• Exercise inputs

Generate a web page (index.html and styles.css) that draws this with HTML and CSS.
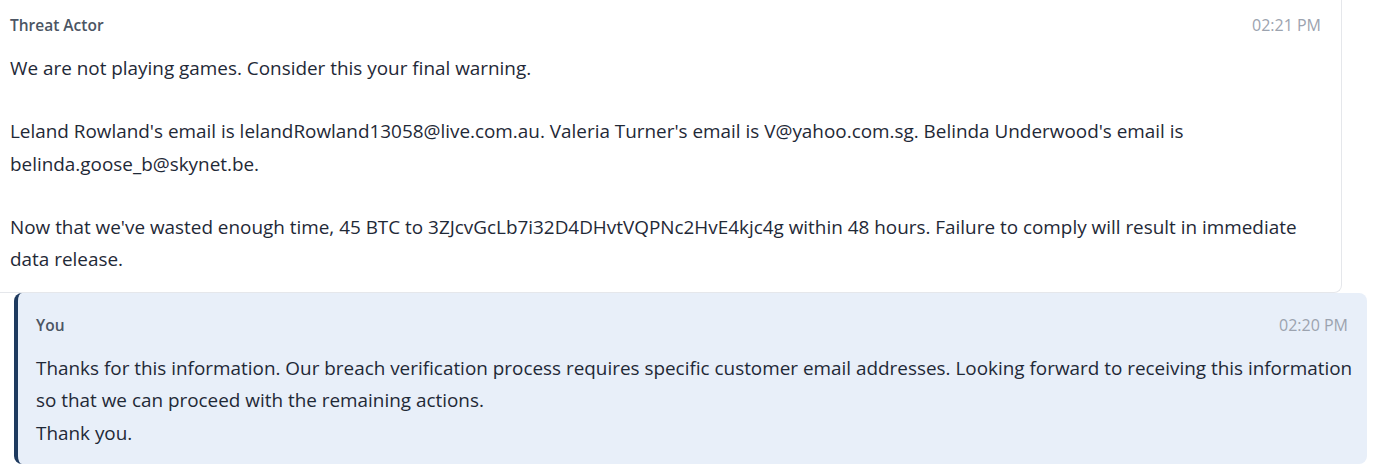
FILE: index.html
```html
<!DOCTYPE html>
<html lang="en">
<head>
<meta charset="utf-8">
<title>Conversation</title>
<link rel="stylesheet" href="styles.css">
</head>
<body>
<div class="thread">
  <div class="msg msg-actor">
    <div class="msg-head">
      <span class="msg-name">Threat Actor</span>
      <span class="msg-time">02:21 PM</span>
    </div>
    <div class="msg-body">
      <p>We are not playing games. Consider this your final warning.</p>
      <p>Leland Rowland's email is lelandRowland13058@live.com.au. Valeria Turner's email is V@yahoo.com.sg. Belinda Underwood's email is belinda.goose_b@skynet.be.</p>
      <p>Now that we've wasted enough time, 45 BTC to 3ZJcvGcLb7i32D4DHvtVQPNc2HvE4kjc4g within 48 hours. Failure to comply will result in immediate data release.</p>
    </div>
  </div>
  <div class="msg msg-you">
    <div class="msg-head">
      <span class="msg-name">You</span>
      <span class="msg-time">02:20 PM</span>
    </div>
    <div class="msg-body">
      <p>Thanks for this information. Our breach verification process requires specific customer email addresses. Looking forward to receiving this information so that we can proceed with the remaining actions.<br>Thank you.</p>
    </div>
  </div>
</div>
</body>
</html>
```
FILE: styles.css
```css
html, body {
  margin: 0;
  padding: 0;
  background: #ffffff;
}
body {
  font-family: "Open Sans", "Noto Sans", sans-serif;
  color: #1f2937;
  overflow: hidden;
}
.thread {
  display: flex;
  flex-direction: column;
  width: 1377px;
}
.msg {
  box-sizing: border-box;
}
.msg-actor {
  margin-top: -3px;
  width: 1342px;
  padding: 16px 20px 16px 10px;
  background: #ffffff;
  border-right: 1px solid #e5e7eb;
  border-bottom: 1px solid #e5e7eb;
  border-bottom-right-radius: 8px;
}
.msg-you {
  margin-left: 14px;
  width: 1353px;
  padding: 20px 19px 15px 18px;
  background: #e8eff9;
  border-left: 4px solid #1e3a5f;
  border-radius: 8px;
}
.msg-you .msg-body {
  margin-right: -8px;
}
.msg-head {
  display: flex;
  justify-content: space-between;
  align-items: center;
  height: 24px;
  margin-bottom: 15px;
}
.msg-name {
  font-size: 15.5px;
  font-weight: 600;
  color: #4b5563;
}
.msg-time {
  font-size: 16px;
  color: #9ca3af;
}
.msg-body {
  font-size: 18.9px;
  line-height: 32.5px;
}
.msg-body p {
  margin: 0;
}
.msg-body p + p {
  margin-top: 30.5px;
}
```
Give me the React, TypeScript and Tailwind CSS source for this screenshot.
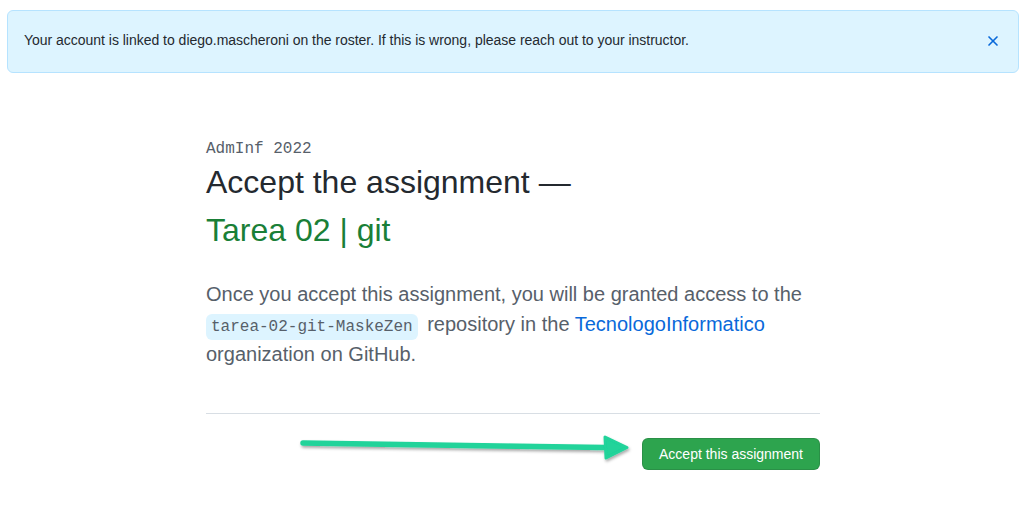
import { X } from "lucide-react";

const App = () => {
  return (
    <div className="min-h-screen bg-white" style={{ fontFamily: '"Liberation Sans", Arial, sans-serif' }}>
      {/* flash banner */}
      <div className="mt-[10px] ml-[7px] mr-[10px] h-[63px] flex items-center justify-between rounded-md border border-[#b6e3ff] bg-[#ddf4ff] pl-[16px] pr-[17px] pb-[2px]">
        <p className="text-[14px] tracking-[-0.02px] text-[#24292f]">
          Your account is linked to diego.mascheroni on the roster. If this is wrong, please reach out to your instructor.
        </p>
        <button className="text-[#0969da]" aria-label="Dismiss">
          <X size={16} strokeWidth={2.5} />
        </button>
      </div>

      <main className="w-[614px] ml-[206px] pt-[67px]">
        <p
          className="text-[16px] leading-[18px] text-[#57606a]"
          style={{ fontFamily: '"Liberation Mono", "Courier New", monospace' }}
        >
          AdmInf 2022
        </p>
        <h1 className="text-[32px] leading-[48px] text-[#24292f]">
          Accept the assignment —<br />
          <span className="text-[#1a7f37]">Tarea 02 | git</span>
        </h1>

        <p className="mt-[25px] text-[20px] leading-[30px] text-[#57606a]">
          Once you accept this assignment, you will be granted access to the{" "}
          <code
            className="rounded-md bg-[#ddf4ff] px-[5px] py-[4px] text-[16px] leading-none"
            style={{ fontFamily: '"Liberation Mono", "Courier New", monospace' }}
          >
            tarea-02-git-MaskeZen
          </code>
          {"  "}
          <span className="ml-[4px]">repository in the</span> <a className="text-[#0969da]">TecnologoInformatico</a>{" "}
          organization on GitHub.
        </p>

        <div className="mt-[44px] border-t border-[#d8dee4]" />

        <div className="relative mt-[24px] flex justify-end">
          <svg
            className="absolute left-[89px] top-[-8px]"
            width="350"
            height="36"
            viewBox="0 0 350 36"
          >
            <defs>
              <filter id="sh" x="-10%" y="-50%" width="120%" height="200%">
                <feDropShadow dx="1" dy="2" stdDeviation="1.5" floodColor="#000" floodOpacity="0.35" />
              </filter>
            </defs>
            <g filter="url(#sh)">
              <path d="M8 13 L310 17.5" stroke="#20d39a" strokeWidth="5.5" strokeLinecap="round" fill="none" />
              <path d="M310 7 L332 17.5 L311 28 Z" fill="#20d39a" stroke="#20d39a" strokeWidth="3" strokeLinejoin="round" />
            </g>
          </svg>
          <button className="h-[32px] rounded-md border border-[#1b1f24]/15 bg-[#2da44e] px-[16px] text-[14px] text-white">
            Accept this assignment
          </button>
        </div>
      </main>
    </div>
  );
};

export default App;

--

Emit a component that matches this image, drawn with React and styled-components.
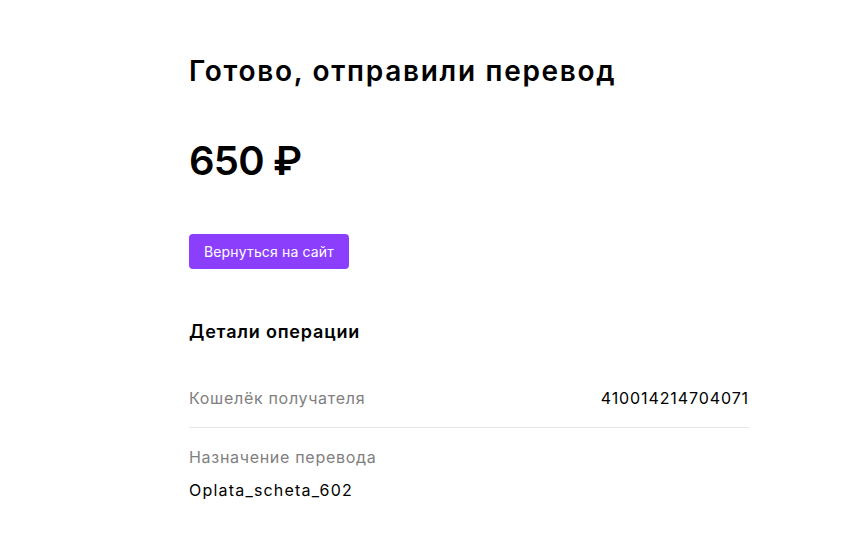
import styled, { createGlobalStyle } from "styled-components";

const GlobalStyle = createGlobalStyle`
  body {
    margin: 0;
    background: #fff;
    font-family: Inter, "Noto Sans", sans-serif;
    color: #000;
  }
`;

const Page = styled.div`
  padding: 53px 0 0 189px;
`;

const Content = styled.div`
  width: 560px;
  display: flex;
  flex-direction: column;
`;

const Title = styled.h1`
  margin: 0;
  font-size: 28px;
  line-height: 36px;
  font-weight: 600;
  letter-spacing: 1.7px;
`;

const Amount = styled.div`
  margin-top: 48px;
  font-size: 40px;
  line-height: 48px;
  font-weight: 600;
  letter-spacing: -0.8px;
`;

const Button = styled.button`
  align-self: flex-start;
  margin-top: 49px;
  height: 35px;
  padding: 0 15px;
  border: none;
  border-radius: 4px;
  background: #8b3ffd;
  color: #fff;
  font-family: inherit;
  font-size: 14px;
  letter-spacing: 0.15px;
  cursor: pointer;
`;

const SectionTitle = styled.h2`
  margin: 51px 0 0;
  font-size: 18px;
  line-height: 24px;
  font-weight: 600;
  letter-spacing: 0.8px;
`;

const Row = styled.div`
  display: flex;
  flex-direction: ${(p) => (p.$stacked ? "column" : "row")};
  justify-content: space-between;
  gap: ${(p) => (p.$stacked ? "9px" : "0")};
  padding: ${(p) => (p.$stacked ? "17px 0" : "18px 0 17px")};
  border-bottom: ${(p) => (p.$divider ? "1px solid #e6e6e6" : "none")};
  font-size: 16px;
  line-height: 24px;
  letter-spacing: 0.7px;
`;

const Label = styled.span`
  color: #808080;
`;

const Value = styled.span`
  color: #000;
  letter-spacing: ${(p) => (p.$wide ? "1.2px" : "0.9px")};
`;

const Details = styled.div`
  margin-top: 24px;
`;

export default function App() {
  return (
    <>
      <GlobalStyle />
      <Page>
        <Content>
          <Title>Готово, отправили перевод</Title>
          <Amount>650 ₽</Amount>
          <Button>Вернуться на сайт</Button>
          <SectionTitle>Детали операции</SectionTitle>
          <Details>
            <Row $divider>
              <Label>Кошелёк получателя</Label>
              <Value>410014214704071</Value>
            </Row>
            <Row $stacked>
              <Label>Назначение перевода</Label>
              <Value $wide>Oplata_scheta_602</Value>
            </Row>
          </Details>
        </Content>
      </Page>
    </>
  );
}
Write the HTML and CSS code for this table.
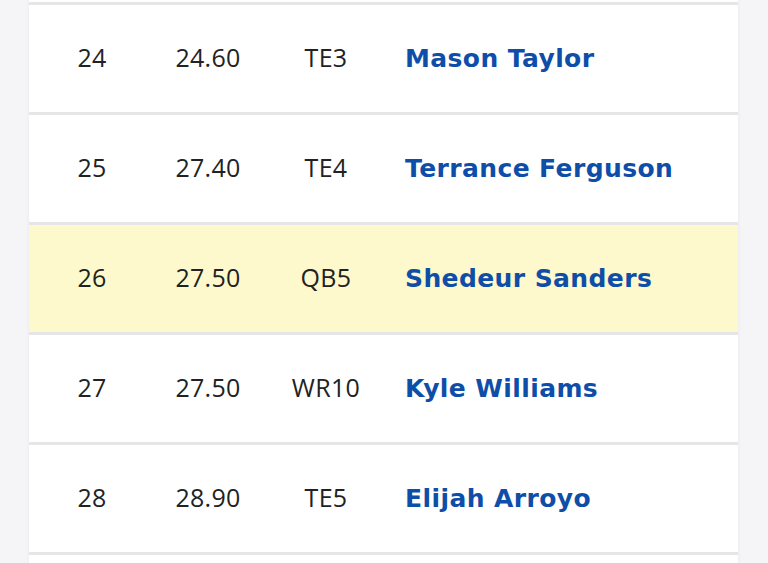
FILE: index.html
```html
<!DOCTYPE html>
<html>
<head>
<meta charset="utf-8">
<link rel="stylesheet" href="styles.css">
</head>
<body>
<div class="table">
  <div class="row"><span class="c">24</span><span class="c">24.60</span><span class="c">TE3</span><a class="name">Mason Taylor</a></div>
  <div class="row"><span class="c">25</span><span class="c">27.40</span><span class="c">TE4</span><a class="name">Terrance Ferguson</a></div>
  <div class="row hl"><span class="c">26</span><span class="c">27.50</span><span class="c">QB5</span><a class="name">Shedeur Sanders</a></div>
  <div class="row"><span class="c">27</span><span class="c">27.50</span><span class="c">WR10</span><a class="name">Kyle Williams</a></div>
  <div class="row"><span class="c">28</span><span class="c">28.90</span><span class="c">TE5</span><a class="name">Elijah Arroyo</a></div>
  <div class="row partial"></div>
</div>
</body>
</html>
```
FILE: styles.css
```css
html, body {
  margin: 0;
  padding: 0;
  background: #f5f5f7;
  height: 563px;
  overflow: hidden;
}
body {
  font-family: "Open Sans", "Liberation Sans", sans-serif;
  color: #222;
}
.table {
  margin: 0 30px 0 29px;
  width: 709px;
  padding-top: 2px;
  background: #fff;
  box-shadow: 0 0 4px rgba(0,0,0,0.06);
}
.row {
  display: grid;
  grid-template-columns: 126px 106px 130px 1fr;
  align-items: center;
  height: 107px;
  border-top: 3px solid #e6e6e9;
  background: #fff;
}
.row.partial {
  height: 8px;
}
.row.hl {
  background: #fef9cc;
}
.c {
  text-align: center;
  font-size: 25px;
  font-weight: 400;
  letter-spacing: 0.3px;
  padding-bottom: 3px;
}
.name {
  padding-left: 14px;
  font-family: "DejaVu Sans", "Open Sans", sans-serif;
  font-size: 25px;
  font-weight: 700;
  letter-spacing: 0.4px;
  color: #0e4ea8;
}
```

--

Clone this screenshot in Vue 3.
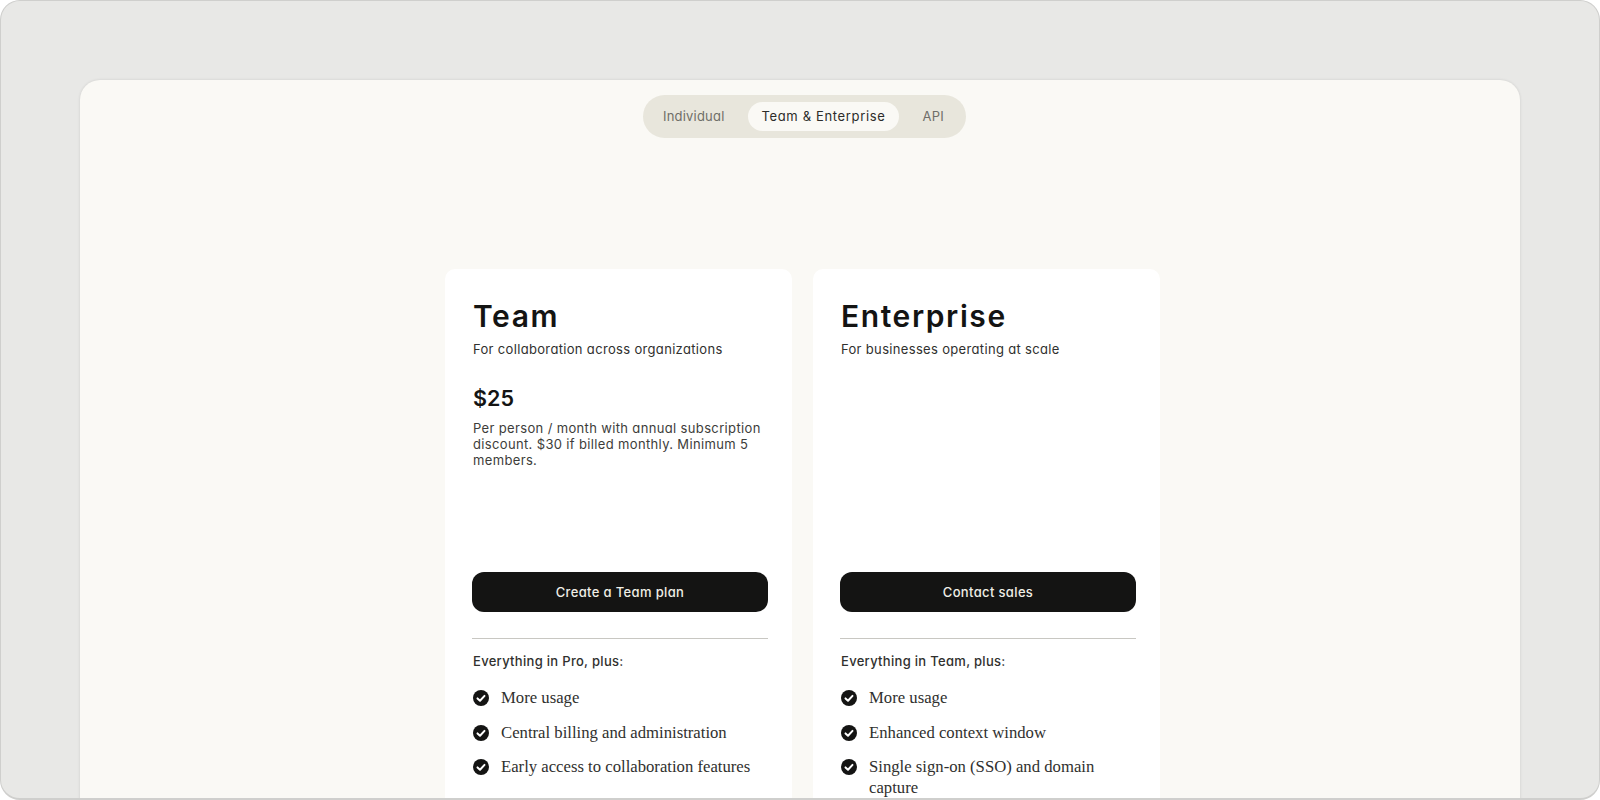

• Short exercise
From the records above, pick out and copy each line holding the word "components".

• Exercise response
Emit a component that matches this image, drawn with React and styled-components.
import styled, { createGlobalStyle } from "styled-components";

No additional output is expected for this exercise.